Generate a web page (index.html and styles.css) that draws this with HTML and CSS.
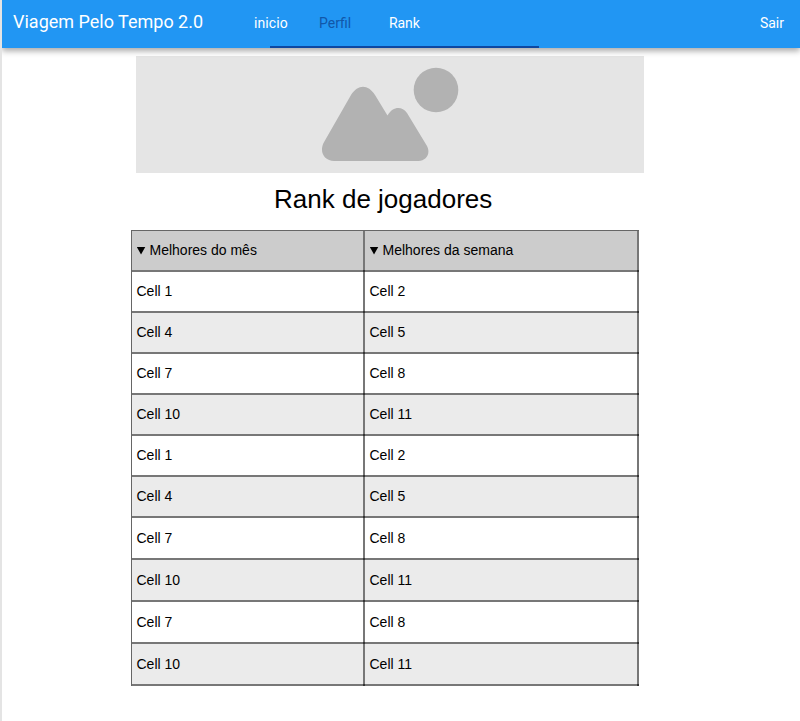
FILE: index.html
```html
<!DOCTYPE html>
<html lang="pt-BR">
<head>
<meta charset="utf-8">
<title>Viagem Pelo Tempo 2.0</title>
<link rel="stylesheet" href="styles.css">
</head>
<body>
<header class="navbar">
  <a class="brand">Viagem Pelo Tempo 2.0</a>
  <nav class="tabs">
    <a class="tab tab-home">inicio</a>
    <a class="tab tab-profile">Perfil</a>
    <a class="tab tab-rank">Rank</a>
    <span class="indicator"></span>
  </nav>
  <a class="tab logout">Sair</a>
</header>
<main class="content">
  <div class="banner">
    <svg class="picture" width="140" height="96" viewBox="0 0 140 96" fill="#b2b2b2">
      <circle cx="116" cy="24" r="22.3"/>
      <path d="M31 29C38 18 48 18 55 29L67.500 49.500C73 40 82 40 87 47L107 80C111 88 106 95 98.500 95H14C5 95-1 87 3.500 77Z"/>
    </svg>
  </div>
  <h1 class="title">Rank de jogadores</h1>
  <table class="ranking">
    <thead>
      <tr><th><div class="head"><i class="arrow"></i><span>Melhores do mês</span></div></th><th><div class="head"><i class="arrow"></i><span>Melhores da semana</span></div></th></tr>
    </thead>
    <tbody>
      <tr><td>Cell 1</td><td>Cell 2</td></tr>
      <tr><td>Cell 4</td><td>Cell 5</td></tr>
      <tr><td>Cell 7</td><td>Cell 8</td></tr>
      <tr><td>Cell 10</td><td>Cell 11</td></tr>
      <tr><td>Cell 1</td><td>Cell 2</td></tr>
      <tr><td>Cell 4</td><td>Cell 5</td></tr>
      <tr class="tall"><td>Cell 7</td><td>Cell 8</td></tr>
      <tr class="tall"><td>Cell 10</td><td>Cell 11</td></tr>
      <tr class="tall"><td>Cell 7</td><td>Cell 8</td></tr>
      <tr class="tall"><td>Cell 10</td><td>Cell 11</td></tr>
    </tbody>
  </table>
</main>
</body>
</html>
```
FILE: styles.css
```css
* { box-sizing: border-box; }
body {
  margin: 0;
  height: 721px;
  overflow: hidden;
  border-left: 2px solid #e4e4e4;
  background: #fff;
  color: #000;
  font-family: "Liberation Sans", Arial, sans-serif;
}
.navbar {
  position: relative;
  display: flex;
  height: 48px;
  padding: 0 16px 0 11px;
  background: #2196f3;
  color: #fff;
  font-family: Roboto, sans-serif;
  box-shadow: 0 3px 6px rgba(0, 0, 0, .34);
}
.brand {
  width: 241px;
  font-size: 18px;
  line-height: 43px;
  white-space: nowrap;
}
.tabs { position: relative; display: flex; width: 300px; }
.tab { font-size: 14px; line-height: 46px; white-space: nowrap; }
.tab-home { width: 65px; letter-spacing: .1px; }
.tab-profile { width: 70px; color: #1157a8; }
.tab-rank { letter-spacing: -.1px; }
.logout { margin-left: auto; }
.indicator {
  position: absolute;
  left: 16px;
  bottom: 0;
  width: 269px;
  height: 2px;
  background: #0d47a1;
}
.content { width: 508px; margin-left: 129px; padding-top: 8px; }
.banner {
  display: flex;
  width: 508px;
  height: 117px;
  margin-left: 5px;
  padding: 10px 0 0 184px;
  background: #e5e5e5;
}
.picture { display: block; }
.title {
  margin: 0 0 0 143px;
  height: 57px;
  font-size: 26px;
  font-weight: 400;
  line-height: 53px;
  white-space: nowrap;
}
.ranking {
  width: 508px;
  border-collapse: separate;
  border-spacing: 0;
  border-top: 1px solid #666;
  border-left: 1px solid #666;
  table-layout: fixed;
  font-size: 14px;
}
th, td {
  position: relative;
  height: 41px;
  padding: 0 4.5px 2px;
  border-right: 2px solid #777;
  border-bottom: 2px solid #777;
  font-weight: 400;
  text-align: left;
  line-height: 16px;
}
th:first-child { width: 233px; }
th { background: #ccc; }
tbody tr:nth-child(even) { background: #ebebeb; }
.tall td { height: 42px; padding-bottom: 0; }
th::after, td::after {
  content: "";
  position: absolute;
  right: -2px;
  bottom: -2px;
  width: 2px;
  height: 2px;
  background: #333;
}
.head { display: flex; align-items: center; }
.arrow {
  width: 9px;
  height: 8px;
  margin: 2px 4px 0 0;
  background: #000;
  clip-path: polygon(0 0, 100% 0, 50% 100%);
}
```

* * *

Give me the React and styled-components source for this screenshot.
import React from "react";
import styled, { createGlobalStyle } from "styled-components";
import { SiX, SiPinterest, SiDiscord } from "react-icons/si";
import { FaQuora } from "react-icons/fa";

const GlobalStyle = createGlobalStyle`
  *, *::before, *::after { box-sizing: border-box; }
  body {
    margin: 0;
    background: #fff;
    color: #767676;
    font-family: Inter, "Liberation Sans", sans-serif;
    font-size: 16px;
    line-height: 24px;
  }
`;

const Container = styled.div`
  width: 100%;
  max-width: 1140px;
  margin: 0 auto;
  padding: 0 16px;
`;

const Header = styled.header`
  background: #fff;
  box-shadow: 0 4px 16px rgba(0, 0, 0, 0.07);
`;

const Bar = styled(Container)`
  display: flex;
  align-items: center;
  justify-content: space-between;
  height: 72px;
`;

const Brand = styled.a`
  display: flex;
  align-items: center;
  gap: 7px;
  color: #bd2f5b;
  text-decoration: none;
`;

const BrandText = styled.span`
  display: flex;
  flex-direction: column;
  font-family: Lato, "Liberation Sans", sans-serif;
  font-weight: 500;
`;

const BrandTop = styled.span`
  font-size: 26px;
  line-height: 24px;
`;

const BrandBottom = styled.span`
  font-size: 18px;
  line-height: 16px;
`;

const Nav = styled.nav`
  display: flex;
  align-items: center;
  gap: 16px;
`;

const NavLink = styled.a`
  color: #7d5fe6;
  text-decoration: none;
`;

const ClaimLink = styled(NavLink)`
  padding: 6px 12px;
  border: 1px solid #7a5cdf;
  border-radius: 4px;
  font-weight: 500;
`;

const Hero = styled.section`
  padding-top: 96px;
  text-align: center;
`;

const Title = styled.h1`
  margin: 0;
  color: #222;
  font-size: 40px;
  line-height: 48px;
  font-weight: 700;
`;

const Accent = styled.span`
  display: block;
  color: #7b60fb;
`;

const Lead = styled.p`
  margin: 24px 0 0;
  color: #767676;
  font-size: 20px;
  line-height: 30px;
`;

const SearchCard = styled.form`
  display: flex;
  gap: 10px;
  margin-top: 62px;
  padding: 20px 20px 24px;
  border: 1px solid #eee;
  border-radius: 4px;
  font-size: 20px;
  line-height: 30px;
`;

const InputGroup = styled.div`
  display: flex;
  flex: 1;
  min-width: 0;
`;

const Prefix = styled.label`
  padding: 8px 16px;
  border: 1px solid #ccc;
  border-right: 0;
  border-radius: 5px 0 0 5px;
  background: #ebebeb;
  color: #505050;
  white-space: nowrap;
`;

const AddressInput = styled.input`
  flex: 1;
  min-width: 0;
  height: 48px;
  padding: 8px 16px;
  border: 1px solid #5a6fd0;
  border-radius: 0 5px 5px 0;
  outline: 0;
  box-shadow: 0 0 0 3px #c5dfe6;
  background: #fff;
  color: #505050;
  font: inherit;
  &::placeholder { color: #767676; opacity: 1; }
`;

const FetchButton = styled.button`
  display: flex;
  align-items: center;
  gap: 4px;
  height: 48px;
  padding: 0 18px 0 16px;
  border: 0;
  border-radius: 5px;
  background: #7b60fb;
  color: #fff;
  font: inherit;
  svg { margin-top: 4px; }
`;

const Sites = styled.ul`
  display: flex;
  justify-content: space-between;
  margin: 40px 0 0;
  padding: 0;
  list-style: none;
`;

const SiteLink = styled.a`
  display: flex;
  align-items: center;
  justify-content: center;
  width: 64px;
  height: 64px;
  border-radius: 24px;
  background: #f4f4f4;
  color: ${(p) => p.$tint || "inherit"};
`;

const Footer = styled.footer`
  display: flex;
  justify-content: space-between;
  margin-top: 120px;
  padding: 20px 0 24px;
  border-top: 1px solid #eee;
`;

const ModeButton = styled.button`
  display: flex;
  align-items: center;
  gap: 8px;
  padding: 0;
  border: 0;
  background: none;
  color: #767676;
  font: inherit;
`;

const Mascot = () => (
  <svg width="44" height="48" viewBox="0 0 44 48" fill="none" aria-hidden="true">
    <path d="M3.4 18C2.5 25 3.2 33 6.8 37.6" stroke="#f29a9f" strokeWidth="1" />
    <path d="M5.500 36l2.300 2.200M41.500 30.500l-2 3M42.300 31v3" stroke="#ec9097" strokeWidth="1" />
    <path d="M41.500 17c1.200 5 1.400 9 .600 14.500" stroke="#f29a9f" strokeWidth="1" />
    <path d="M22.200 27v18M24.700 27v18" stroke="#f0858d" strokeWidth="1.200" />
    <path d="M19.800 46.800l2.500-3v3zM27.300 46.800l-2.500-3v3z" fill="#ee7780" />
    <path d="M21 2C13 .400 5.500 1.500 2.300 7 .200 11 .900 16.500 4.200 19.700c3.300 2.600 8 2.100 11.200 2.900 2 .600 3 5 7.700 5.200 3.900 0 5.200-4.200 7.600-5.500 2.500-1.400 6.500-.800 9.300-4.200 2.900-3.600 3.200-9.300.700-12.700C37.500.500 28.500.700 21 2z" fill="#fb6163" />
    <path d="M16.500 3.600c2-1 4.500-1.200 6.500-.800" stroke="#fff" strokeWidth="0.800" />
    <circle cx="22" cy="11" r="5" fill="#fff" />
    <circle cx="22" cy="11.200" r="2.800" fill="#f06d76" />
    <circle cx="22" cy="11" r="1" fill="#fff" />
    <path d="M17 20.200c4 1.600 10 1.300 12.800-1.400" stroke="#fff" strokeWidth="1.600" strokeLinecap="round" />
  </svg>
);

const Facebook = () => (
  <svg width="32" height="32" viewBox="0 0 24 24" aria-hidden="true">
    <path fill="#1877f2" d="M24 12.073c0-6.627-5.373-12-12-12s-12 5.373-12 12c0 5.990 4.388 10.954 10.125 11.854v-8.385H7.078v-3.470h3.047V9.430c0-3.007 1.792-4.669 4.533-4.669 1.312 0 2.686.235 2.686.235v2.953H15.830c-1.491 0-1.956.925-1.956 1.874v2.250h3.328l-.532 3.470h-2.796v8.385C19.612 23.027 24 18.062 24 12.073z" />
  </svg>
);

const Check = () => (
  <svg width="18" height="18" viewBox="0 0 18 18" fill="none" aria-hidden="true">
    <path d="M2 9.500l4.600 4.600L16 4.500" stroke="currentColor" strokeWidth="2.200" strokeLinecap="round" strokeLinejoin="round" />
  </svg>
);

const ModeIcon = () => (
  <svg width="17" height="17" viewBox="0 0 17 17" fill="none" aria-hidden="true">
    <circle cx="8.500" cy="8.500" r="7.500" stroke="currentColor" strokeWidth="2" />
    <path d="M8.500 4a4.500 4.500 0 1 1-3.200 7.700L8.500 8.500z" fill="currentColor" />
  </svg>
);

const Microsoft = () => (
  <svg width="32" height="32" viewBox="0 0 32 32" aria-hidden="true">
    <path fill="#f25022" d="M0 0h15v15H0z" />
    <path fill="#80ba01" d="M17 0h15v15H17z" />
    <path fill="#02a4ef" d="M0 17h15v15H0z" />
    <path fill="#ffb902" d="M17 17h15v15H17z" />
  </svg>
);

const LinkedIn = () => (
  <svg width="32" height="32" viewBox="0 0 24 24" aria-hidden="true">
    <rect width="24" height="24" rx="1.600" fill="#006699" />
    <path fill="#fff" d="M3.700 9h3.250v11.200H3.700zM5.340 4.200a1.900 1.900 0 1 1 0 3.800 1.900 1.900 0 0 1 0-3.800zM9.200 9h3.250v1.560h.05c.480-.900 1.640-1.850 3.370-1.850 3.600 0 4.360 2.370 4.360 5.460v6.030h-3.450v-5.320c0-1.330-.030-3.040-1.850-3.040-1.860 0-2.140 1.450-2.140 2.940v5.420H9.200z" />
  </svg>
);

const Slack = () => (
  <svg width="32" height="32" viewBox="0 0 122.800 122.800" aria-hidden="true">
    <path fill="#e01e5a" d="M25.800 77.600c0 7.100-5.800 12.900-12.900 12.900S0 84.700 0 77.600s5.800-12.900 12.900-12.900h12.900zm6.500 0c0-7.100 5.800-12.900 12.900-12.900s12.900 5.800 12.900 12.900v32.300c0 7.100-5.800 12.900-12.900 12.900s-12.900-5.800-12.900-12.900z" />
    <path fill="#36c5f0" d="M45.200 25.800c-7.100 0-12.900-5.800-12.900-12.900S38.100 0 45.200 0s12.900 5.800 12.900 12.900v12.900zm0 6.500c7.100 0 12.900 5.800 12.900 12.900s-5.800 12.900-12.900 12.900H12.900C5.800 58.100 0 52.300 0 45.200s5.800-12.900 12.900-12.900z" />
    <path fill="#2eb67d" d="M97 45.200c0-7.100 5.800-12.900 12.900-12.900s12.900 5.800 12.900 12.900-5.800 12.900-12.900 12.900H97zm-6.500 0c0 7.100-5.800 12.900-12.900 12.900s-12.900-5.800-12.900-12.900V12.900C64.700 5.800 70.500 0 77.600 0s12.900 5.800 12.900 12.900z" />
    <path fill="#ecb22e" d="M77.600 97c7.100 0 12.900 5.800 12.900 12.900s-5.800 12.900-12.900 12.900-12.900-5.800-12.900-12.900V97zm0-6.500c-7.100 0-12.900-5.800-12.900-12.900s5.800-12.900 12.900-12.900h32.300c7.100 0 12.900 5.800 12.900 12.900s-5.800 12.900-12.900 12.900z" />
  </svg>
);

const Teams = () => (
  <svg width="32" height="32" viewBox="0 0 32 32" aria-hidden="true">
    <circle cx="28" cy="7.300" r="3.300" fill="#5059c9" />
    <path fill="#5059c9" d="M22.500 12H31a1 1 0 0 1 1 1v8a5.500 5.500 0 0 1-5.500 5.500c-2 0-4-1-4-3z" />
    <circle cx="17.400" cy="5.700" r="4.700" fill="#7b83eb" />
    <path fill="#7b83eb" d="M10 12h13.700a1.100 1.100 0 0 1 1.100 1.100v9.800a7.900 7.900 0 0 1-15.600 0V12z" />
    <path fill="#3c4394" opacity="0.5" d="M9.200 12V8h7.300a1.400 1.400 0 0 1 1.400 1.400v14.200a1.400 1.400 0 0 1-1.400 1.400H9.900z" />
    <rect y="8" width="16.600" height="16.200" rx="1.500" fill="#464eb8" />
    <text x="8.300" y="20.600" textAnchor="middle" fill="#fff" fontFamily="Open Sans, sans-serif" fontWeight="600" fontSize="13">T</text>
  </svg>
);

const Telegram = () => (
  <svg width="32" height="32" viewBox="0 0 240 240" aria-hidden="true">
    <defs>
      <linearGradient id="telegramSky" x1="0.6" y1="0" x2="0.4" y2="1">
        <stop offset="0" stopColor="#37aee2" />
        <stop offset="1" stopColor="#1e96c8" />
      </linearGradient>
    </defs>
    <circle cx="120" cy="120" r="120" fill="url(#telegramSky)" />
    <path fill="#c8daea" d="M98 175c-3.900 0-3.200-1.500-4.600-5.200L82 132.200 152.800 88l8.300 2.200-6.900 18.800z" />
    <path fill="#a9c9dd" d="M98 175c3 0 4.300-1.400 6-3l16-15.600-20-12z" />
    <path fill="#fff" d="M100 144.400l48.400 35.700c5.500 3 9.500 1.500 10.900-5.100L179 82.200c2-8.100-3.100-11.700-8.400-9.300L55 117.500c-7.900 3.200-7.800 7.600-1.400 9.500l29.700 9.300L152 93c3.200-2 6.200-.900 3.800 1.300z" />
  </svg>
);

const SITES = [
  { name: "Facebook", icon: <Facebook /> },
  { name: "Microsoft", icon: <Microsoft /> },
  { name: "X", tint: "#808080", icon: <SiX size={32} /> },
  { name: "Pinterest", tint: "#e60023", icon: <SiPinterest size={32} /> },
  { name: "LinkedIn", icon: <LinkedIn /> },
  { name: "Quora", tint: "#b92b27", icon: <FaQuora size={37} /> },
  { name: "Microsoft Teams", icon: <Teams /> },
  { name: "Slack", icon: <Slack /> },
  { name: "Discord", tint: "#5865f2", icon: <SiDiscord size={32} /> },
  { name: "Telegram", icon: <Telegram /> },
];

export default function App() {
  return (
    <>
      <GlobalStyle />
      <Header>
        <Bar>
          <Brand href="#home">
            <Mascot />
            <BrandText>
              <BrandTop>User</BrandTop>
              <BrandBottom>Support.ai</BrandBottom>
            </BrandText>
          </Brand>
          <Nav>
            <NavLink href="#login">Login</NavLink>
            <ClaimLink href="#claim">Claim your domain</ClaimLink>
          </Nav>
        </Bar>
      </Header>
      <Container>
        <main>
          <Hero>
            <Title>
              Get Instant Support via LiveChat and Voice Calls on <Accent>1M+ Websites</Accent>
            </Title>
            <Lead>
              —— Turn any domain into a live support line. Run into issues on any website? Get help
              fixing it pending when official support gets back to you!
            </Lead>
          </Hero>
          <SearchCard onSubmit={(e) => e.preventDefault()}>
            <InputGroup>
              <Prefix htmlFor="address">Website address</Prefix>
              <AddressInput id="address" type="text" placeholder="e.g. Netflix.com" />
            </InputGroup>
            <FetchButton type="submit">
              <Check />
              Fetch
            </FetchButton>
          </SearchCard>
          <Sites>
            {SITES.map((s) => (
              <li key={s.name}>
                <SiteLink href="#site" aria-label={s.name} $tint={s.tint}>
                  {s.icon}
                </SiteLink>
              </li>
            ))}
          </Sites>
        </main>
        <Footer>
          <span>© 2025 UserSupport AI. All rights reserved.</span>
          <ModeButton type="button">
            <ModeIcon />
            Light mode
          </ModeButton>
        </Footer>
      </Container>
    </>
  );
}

DESCRIPTION OF THE TASK
Report how many lines in the data include the word "this", and give nothing but the count.

TASK SOLUTION
2